• _RAW DATA_
────────

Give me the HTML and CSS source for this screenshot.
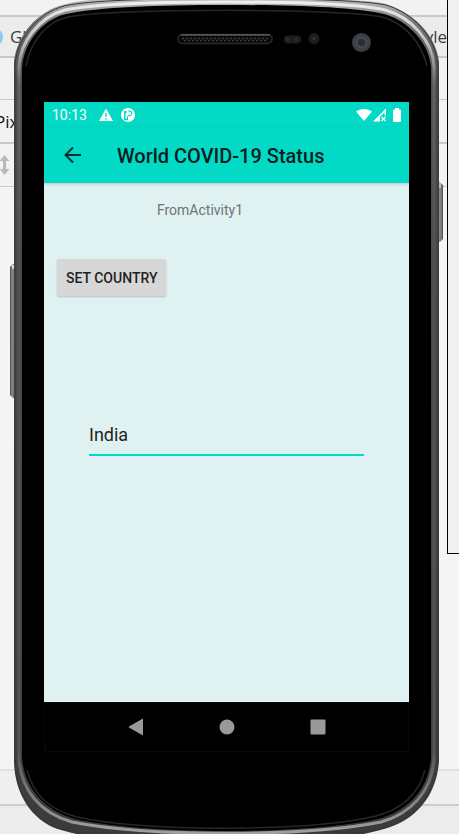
FILE: index.html
```html
<!DOCTYPE html>
<html lang="en">
<head>
<meta charset="utf-8">
<meta name="viewport" content="width=device-width, initial-scale=1">
<title>World COVID-19 Status</title>
<link rel="stylesheet" href="styles.css">
</head>
<body>
<div class="desktop">
  <div class="ide">
    <div class="strip strip-top"></div>
    <div class="strip strip-tabs"><span class="tab-dot"></span><span class="tab-name">Gl</span><span class="tab-end">yle</span></div>
    <div class="strip strip-gap"></div>
    <div class="strip strip-device"><span>Pix</span></div>
    <div class="strip strip-tools">
      <svg width="10" height="22" viewBox="0 0 10 22" aria-hidden="true"><path d="M4.500 1 9.500 7H6v8h3.500L4.500 21-.5 15H3V7H-.5z" fill="#b9b9b9"/></svg>
    </div>
    <div class="strip strip-editor"></div>
    <div class="strip strip-status"></div>
    <div class="strip strip-foot"></div>
  </div>
  <div class="side-window"></div>

  <main class="phone">
    <svg class="frame" viewBox="10 0 434 834" preserveAspectRatio="none" aria-hidden="true">
      <defs>
        <linearGradient id="metal" x1="0" y1="0" x2="0" y2="1">
          <stop offset="0" stop-color="#c9c9c9"/><stop offset=".03" stop-color="#777"/><stop offset=".1" stop-color="#4c4c4c"/><stop offset=".88" stop-color="#404040"/><stop offset="1" stop-color="#3a3a3a"/>
        </linearGradient>
        <linearGradient id="shine" x1="0" y1="0" x2="0" y2="1">
          <stop offset="0" stop-color="#eee"/><stop offset=".05" stop-color="#c0c0c0"/><stop offset=".1" stop-color="#626262"/><stop offset=".3" stop-color="#505050"/><stop offset=".9" stop-color="#545454"/><stop offset="1" stop-color="#a0a0a0"/>
        </linearGradient>
        <linearGradient id="key" x1="0" y1="0" x2="1" y2="0">
          <stop offset="0" stop-color="#444"/><stop offset=".3" stop-color="#888"/><stop offset=".7" stop-color="#777"/><stop offset="1" stop-color="#444"/>
        </linearGradient>
      </defs>
      <path d="M10 267l3-3h3v134h-3l-3-3z" fill="url(#key)"/>
      <path d="M12 265h3v4h-3z" fill="#d5d5d5"/>
      <path d="M438 181l5 4v54l-3 3h-2z" fill="url(#key)"/>
      <path d="M438 182l3 2v4h-3z" fill="#bbb"/>
      <path d="M14 62C17 35 37 12 62 5C75 1 90 0 105-1C185-5 270-5 350 0C363 1 376 1 386 4C412 12 436 34 439 62V762C436 798 414 821 384 829C365 834 350 837 335 840H115C91 837 72 834 55 828C33 819 15 796 14 762z" fill="url(#metal)"/>
      <path d="M15 64C18 37 38 13 64 6C90 0 150-1 226-2C302-1 360 0 386 5C413 13 435 36 438 64V761C435 795 414 820 384 828C330 842 115 842 57 828C34 819 16 795 15 761z" fill="none" stroke="#363636" stroke-width="1"/>
      <path d="M19 67C20 42 39 17 65 10C94 4 155 2 226 2C297 2 358 4 385 10C411 17 433 41 434 67V759C432 792 410 814 381 822C305 837 148 837 72 822C40 813 21 790 19 759z" fill="none" stroke="url(#shine)" stroke-width="3"/>
      <path d="M22 69C23 44 41 20 66 14C100 7 155 5 226 5C297 5 350 7 384 14C409 21 430 44 431 69V757C429 789 408 811 378 819C305 835 148 835 75 819C43 810 24 787 22 757z" fill="#000"/>
      <path d="M26 66C31 41 46 22 68 17C110 8 340 8 382 17C404 23 421 41 427 66M27 770C34 797 51 810 77 817C145 832 308 832 376 816C401 809 418 796 425 770" fill="none" stroke="#262626" stroke-width="1.500"/>
      <rect x="178" y="34.500" width="94" height="9" rx="4" fill="#090909" stroke="#2b2b2b" stroke-width="1.500"/>
      <path d="M181 35H270" stroke="#777"/>
      <path d="M182 38.500H269M184 40.500H268" stroke="#3c3c3c" stroke-width="1.500" stroke-dasharray="2 2"/>
      <rect x="284" y="35.500" width="17" height="8" rx="4" fill="#1e1e1e"/>
      <circle cx="288" cy="39.500" r="1.500" fill="#303030"/><circle cx="296" cy="39.500" r="1.500" fill="#303030"/>
      <circle cx="314" cy="38.500" r="5.500" fill="#1d1d1d"/><circle cx="314" cy="38.500" r="2" fill="#303030"/>
      <circle cx="361.500" cy="42.500" r="9.500" fill="#3b4046"/><circle cx="361.500" cy="42.500" r="6" fill="#424852"/><circle cx="361.500" cy="42.500" r="3.500" fill="#292e34"/>
    </svg>

    <div class="screen">
      <div class="statusbar">
        <span class="clock">10:13</span>
        <svg width="14" height="14" viewBox="0 0 14 14" aria-hidden="true"><path d="M7 .5 14 13H0z" fill="#fff"/><path d="M7 5v4M7 10v1.500" stroke="#03dac6" stroke-width="1.400"/></svg>
        <svg class="badge-icon" width="14" height="14" viewBox="0 0 14 14" aria-hidden="true"><circle cx="7" cy="7" r="7" fill="#fff"/><path d="M3 3h2.500v2H4.500v5.500H6V8h1v4H3z" fill="#03dac6"/><path d="M7 3h1.500a2.300 2.300 0 0 1 0 4.600H7" fill="none" stroke="#03dac6" stroke-width="1.200"/></svg>
        <span class="spacer"></span>
        <svg width="16" height="14" viewBox="0 0 16 14" aria-hidden="true"><path d="M0 3.500C4.500 0 11.500 0 16 3.500L8 13z" fill="#fff"/></svg>
        <svg class="signal" width="14" height="14" viewBox="0 0 14 14" aria-hidden="true"><path d="M13 .5v7h-1.500V4.500L7 8.500v5H0z" fill="#fff"/><path d="M8.500 9l4 4M12.500 9l-4 4" stroke="#fff" stroke-width="1.400"/></svg>
        <svg class="battery" width="8" height="14" viewBox="0 0 8 14" aria-hidden="true"><path d="M2 0h4v1.500h1Q8 1.500 8 2.500V13Q8 14 7 14H1Q0 14 0 13V2.500Q0 1.500 1 1.500h1z" fill="#fff"/></svg>
      </div>
      <header class="appbar">
        <button class="back" type="button" aria-label="Back"><svg width="18" height="18" viewBox="0 0 18 18"><path d="M17 9H2M9 1.500 1.500 9 9 16.500" fill="none" stroke="#06302c" stroke-width="2"/></svg></button>
        <h1>World COVID-19 Status</h1>
      </header>
      <section class="content">
        <p class="source">FromActivity1</p>
        <button class="set-country" type="button">SET COUNTRY</button>
        <input class="country" type="text" value="India" aria-label="Country">
      </section>
      <nav class="navbar">
        <button type="button" aria-label="Back"><svg width="16" height="18" viewBox="0 0 16 18"><path d="M14 1Q15 .5 15 1.500v15Q15 17.500 14 17L1 9.500Q.3 9 1 8.500z" fill="#999"/></svg></button>
        <button type="button" aria-label="Home"><svg width="16" height="16" viewBox="0 0 16 16"><circle cx="8" cy="8" r="7.500" fill="#999"/></svg></button>
        <button type="button" aria-label="Overview"><svg width="16" height="16" viewBox="0 0 16 16"><rect width="15" height="15" x=".5" y=".5" rx="1" fill="#999"/></svg></button>
      </nav>
    </div>
  </main>
</div>
</body>
</html>
```
FILE: styles.css
```css
* { box-sizing: border-box; }

body {
  margin: 0;
  font-family: Roboto, sans-serif;
  background: #f4f4f4;
}

button, input {
  font: inherit;
  border: 0;
  padding: 0;
  background: none;
}

svg { display: block; flex: none; }

.desktop {
  display: grid;
  min-height: 100vh;
  overflow: hidden;
}

.ide, .side-window, .phone { grid-area: 1 / 1; }

.ide {
  display: flex;
  flex-direction: column;
  overflow: hidden;
  font-family: "Open Sans", sans-serif;
  font-size: 17px;
  color: #3c3c3c;
}

.strip {
  display: flex;
  align-items: center;
  border-bottom: 2px solid #c9c9c9;
  background: #f2f2f2;
}

.strip-top { height: 17px; }
.strip-tabs { height: 41px; padding-right: 12px; background: #ececec; }
.tab-dot { width: 9px; height: 14px; margin-left: -6px; border-radius: 50%; background: #87ceeb; }
.tab-name { margin-left: 7px; }
.tab-end { margin-left: auto; }
.strip-gap { height: 42px; border-bottom-width: 1px; }
.strip-device { height: 44px; color: #111; }
.strip-device span { margin-left: -5px; }
.strip-tools { height: 43px; border-bottom-width: 1px; }
.strip-editor { flex: 1; background: #f4f4f4; border-color: #e2e2e2; }
.strip-status { height: 35px; background: #efefef; border-color: #cdcdcd; }
.strip-foot { height: 28px; background: #ececec; border: 0; }

.side-window {
  justify-self: end;
  align-self: start;
  width: 12px;
  height: 554px;
  border: solid #000;
  border-width: 0 0 1px 1px;
  background: #f0f0f0;
}

.phone {
  position: relative;
  display: flex;
  margin: 0 15px 0 10px;
  padding: 102px 35px 82px 34px;
}

.frame {
  position: absolute;
  inset: 0;
  width: 100%;
  height: 100%;
}

.screen {
  position: relative;
  flex: 1;
  min-width: 0;
  display: flex;
  flex-direction: column;
  background: #e0f1f1;
}

.statusbar {
  display: flex;
  align-items: center;
  height: 25px;
  padding: 0 8px;
  background: #03dac6;
  color: #fff;
  font-size: 14px;
}

.clock { margin-right: 12px; }
.badge-icon { margin-left: 8px; }
.spacer { flex: 1; }
.signal { margin-left: 1px; }
.battery { margin-left: 6px; }

.appbar {
  display: flex;
  align-items: center;
  height: 56px;
  padding: 0 20px;
  gap: 35px;
  background: #03dac6;
  box-shadow: 0 1px 3px rgba(0, 0, 0, .2);
}

.appbar h1 {
  margin: 0;
  padding-top: 2px;
  font-size: 20px;
  font-weight: 500;
  white-space: nowrap;
  color: #06211e;
}

.content {
  flex: 1;
  display: flex;
  flex-direction: column;
  align-items: flex-start;
}

.source {
  align-self: center;
  margin: 18px 53px 0 0;
  font-size: 14px;
  line-height: 18px;
  color: #6d7575;
}

.set-country {
  height: 37px;
  margin: 40px 13px 0;
  padding: 0 9px;
  border-radius: 2px;
  background: #d6d7d7;
  box-shadow: 0 1px 2px rgba(0, 0, 0, .2);
  font-size: 14px;
  font-weight: 500;
  color: #1f1f1f;
}

.country {
  align-self: stretch;
  width: auto;
  height: 42px;
  margin: 118px 45px 0;
  border-bottom: 2px solid #03dac6;
  font-size: 18px;
  color: #1c2424;
  outline: 0;
}

.navbar {
  display: flex;
  align-items: center;
  justify-content: center;
  gap: 75px;
  height: 50px;
  padding-bottom: 1px;
  border: 1px solid #040c0b;
  background: #000;
}
```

────────

• _INSTRUCTIONS TO FOLLOW_
Determine how many lines in the data above contain the string "source". Give nothing except the number.

• _RESULT OF THE EXERCISE_
3